Meet: Duncan Atchison
Space Life Sciences Outreach Office
Who I am:
For the past two years I've been helping out in the Space Life Sciences Outreach Office, located at the NASA Ames Research Center in California. Here at Ames, we are right in the middle of "Silicon Valley" and also close to Stanford.
I tell the public about all the interesting things we're doing in the life sciences, through Internet sites, at conferences and open houses, in visits to schools, and through comic books and posters.
Before this job with Outreach here in California, I had been at NASA Headquarters in Washington, D.C., for nine years as an engineer doing space mission planning. Before that I was a computer scientist with the government for five years, developing databases and artificial intelligence systems to help repair F-14s.
My Career Journey
Even as a kid I loved watching Star Trek, but it wasn't until the Challenger accident in 1986 that I really got to thinking I wanted to support the Space Program. A few months after the accident I found a great job as a computer systems engineer doing Advanced Mission Planning with the Office of Space Flight. Despite what many job search books will tell you, I found the job through an ad in the Washington Post!
As a kid, it certainly helped that my dad was a professor of computer science. Back in the 1960s there was nobody else in my elementary school who could say they were programming a computer (Basic on the Univac 1106 at University of Maryland).
My undergraduate degree was in math/computer science, and probably the best thing I did for my career was to become a Co-op student (I alternated semesters going to school and working at the Air Force Data Services center at the Pentagon).
After working ten years, I went back for a master's degree.
My mom was an elementary school teacher.

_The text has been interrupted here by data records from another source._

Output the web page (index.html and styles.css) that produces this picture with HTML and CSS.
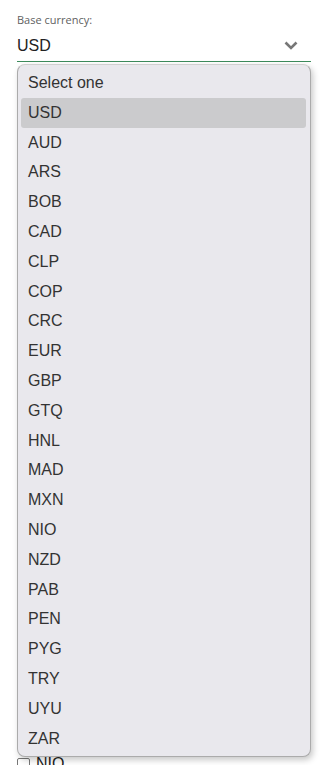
FILE: index.html
```html
<!DOCTYPE html>
<html>
<head>
<meta charset="utf-8">
<link rel="stylesheet" href="styles.css">
</head>
<body>
<div class="page">
  <div class="field">
    <div class="label">Base currency:</div>
    <div class="select">
      <span class="value">USD</span>
      <svg class="chevron" width="14" height="9" viewBox="0 0 14 9"><path d="M1.5 1.5 L7 7 L12.5 1.5" fill="none" stroke="#777" stroke-width="2.6"/></svg>
    </div>
  </div>
  <div class="spacer"></div>
  <label class="check"><span class="box"></span><span class="check-text">NIO</span></label>

  <ul class="dropdown">
    <li class="opt">Select one</li>
    <li class="opt selected">USD</li>
    <li class="opt">AUD</li>
    <li class="opt">ARS</li>
    <li class="opt">BOB</li>
    <li class="opt">CAD</li>
    <li class="opt">CLP</li>
    <li class="opt">COP</li>
    <li class="opt">CRC</li>
    <li class="opt">EUR</li>
    <li class="opt">GBP</li>
    <li class="opt">GTQ</li>
    <li class="opt">HNL</li>
    <li class="opt">MAD</li>
    <li class="opt">MXN</li>
    <li class="opt">NIO</li>
    <li class="opt">NZD</li>
    <li class="opt">PAB</li>
    <li class="opt">PEN</li>
    <li class="opt">PYG</li>
    <li class="opt">TRY</li>
    <li class="opt">UYU</li>
    <li class="opt">ZAR</li>
  </ul>
</div>
</body>
</html>
```
FILE: styles.css
```css
html, body {
  margin: 0;
  padding: 0;
  background: #ffffff;
  width: 320px;
  height: 765px;
  overflow: hidden;
}
.page {
  position: relative;
  padding: 12px 9px 0 17px;
  font-family: "Liberation Sans", Arial, sans-serif;
}
.label {
  font-family: "Open Sans", sans-serif;
  font-size: 11px;
  color: #5f5f5f;
  line-height: 15px;
}
.select {
  display: flex;
  align-items: center;
  justify-content: space-between;
  height: 34px;
  border-bottom: 1px solid #3d8b5c;
}
.value {
  font-size: 16px;
  color: #222;
  padding-top: 4px;
}
.chevron {
  margin-right: 13px;
  margin-top: 2px;
}
.spacer {
  height: 693px;
}
.check {
  display: flex;
  align-items: center;
  gap: 6px;
  font-size: 16px;
  color: #222;
}
.box {
  width: 11px;
  height: 11px;
  border: 1px solid #777;
  border-radius: 2px;
}
.dropdown {
  position: absolute;
  top: 64px;
  left: 17px;
  width: 294px;
  height: 693px;
  box-sizing: border-box;
  margin: 0;
  padding: 3px 4px 4px 3px;
  list-style: none;
  background: #e9e8ed;
  border: 1px solid #ababab;
  border-top-color: #d0d0d0;
  border-radius: 8px;
  box-shadow: 2px 3px 6px rgba(0,0,0,0.22);
}
.opt {
  height: 29.8px;
  line-height: 29.8px;
  padding-left: 7px;
  font-size: 16px;
  color: #333;
  border-radius: 3px;
}
.opt.selected {
  background: #cbcbcd;
}
```
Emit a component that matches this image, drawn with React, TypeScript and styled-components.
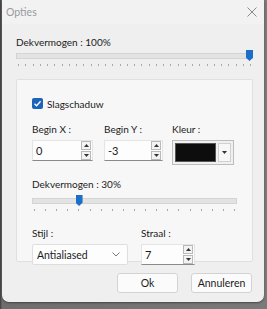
import React from 'react';
import styled, { createGlobalStyle } from 'styled-components';

const GlobalStyle = createGlobalStyle`
  html, body {
    margin: 0;
    padding: 0;
    background: #5b5b5b;
  }
  body {
    font-family: Lato, 'Liberation Sans', sans-serif;
    font-size: 10px;
    color: #1b1b1b;
  }
`;

const Page = styled.div`
  width: 267px;
  height: 309px;
  display: flex;
  padding-left: 2px;
  box-sizing: border-box;
  background: linear-gradient(90deg, #3a3a3a 0, #6e6e6e 2px, #7a7a7a 100%);
`;

const Window = styled.div`
  width: 262px;
  height: 302px;
  background: #efefef;
  border-radius: 0 0 7px 7px;
  display: flex;
  flex-direction: column;
  box-shadow: 0 1px 2px rgba(0, 0, 0, 0.4);
`;

const TitleBar = styled.div`
  height: 24px;
  display: flex;
  align-items: center;
  justify-content: space-between;
  padding: 0 7px 0 4px;
  background: #f2f2f2;
`;

const Title = styled.span`
  color: #9a9a9a;
  font-size: 10.5px;
`;

const Body = styled.div`
  flex: 1;
  display: flex;
  flex-direction: column;
  padding: 11px 11px 0 14px;
`;

const Label = styled.div`
  height: 15px;
  line-height: 15px;
  white-space: nowrap;
`;

const SliderWrap = styled.div<{ $width: number }>`
  width: ${({ $width }) => $width}px;
  display: flex;
  flex-direction: column;
`;

const SliderRail = styled.div`
  position: relative;
  height: 11px;
  display: flex;
  align-items: center;
`;

const Track = styled.div`
  flex: 1;
  height: 4px;
  background: #e3e3e3;
  border: 1px solid #d4d4d4;
`;

const Thumb = styled.div`
  position: absolute;
  top: 0;
  width: 7px;
  height: 11px;
  margin-left: -3px;
  background: #1c6fc9;
  clip-path: polygon(0 0, 100% 0, 100% 70%, 50% 100%, 0 70%);
`;

const Ticks = styled.div`
  display: flex;
  justify-content: space-between;
  padding: 0 2px;
  margin-top: 3px;
  height: 2px;
`;

const Tick = styled.span`
  width: 1px;
  height: 2px;
  background: #a9a9a9;
`;

const Slider = ({ value, width, ticks }: { value: number; width: number; ticks: number }) => (
  <SliderWrap $width={width}>
    <SliderRail>
      <Track />
      <Thumb style={{ left: `${3 + (value / 100) * (width - 7)}px` }} />
    </SliderRail>
    <Ticks>
      {Array.from({ length: ticks }).map((_, i) => (
        <Tick key={i} />
      ))}
    </Ticks>
  </SliderWrap>
);

const Group = styled.div`
  margin-top: 13px;
  width: 237px;
  height: 183px;
  box-sizing: border-box;
  background: #f7f7f7;
  border: 1px solid #e0e0e0;
  border-radius: 2px;
  display: flex;
  flex-direction: column;
  padding: 18px 0 0 15px;
`;

const CheckRow = styled.label`
  display: flex;
  align-items: center;
  gap: 4px;
  height: 11px;
`;

const CheckBox = styled.span`
  width: 11px;
  height: 11px;
  border-radius: 2px;
  background: #1d64b8;
  display: flex;
  align-items: center;
  justify-content: center;
`;

const Row = styled.div<{ $top: number }>`
  display: flex;
  margin-top: ${({ $top }) => $top}px;
`;

const Field = styled.div<{ $width: number; $right: number }>`
  width: ${({ $width }) => $width}px;
  margin-right: ${({ $right }) => $right}px;
  display: flex;
  flex-direction: column;
  gap: 3px;
`;

const SpinBox = styled.div`
  height: 19px;
  display: flex;
  align-items: center;
  background: #fdfdfd;
  border: 1px solid #e4e4e4;
  border-bottom: 1px solid #8a8a8a;
  padding-left: 3px;
  padding-right: 1px;
  font-size: 11px;
`;

const SpinText = styled.span`
  flex: 1;
`;

const SpinButtons = styled.div`
  display: flex;
  flex-direction: column;
  gap: 1px;
`;

const SpinButton = styled.span`
  width: 8px;
  height: 7px;
  border: 1px solid #b9b9b9;
  background: #f3f3f3;
  display: flex;
  align-items: center;
  justify-content: center;
`;

const Arrow = ({ up }: { up?: boolean }) => (
  <svg width="5" height="3" viewBox="0 0 5 3">
    <path d={up ? 'M0 3 L2.5 0 L5 3 Z' : 'M0 0 L2.5 3 L5 0 Z'} fill="#333" />
  </svg>
);

const Spin = ({ value }: { value: string }) => (
  <SpinBox>
    <SpinText>{value}</SpinText>
    <SpinButtons>
      <SpinButton>
        <Arrow up />
      </SpinButton>
      <SpinButton>
        <Arrow />
      </SpinButton>
    </SpinButtons>
  </SpinBox>
);

const ColorCombo = styled.div`
  height: 19px;
  display: flex;
  align-items: stretch;
  border: 1px solid #bdbdbd;
  background: #f0f0f0;
  padding: 2px;
  gap: 2px;
`;

const Swatch = styled.div`
  flex: 1;
  background: #0d0d0d;
  border: 1px solid #555;
`;

const DropButton = styled.div`
  width: 11px;
  display: flex;
  align-items: center;
  justify-content: center;
  background: #f7f7f7;
  border: 1px solid #d0d0d0;
`;

const Select = styled.div`
  height: 19px;
  display: flex;
  align-items: center;
  justify-content: space-between;
  padding: 0 7px 0 4px;
  background: #fdfdfd;
  border: 1px solid #dedede;
  border-radius: 2px;
  font-size: 10.5px;
`;

const Buttons = styled.div`
  display: flex;
  justify-content: flex-end;
  gap: 13px;
  margin-top: 11px;
  padding-right: 1px;
`;

const Button = styled.button`
  width: 61px;
  height: 20px;
  font-family: inherit;
  font-size: 10.5px;
  color: #1b1b1b;
  background: #fbfbfb;
  border: 1px solid #d3d3d3;
  border-radius: 3px;
  padding: 0;
`;

export default function App() {
  return (
    <>
      <GlobalStyle />
      <Page>
        <Window>
          <TitleBar>
            <Title>Opties</Title>
            <svg width="10" height="10" viewBox="0 0 10 10">
              <path d="M0.5 0.5 L9.5 9.5 M9.5 0.5 L0.5 9.5" stroke="#8a8a8a" strokeWidth="1" />
            </svg>
          </TitleBar>
          <Body>
            <Label>Dekvermogen : 100%</Label>
            <Slider value={100} width={237} ticks={33} />
            <Group>
              <CheckRow>
                <CheckBox>
                  <svg width="9" height="9" viewBox="0 0 9 9">
                    <path d="M1.5 4.8 L3.6 6.8 L7.6 2.2" stroke="#fff" strokeWidth="1.3" fill="none" />
                  </svg>
                </CheckBox>
                Slagschaduw
              </CheckRow>
              <Row $top={13}>
                <Field $width={61} $right={11}>
                  <Label>Begin X :</Label>
                  <Spin value="0" />
                </Field>
                <Field $width={59} $right={9}>
                  <Label>Begin Y :</Label>
                  <Spin value="-3" />
                </Field>
                <Field $width={62} $right={0}>
                  <Label>Kleur :</Label>
                  <ColorCombo>
                    <Swatch />
                    <DropButton>
                      <svg width="5" height="3" viewBox="0 0 5 3">
                        <path d="M0 0 L2.5 3 L5 0 Z" fill="#333" />
                      </svg>
                    </DropButton>
                  </ColorCombo>
                </Field>
              </Row>
              <Row $top={12}>
                <Field $width={205} $right={0}>
                  <Label>Dekvermogen : 30%</Label>
                  <Slider value={22} width={205} ticks={19} />
                </Field>
              </Row>
              <Row $top={15}>
                <Field $width={96} $right={13}>
                  <Label>Stijl :</Label>
                  <Select>
                    <span>Antialiased</span>
                    <svg width="8" height="5" viewBox="0 0 8 5">
                      <path d="M0.5 0.5 L4 4 L7.5 0.5" stroke="#777" fill="none" />
                    </svg>
                  </Select>
                </Field>
                <Field $width={54} $right={0}>
                  <Label>Straal :</Label>
                  <Spin value="7" />
                </Field>
              </Row>
            </Group>
            <Buttons>
              <Button>Ok</Button>
              <Button>Annuleren</Button>
            </Buttons>
          </Body>
        </Window>
      </Page>
    </>
  );
}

Through many trips to her school over the years I saw how thrilled kids are to hear about the space program.
Likes/Dislikes about career
The greatest positive is seeing the excitement the public has when I talk about our missions.
The greatest negative is that being in a "Team Environment" means that everything, from a comic book, to a Website, to a paper for a presentation, has to be reviewed and approved by up to a dozen people.
The technical part (science or engineering) is important to get your foot in the door, but what will make you stand out and get ahead is the ability to think and write clearly. (Book recommendations: The Elements of Style by William Strunk and How to Read a Book by Mortimer Adler.)
Pets? I have several hundred redworms (Lumbricus rubellus). Sorry, I haven't named them, but they are great at eating all sorts of organic garbage (worm composting).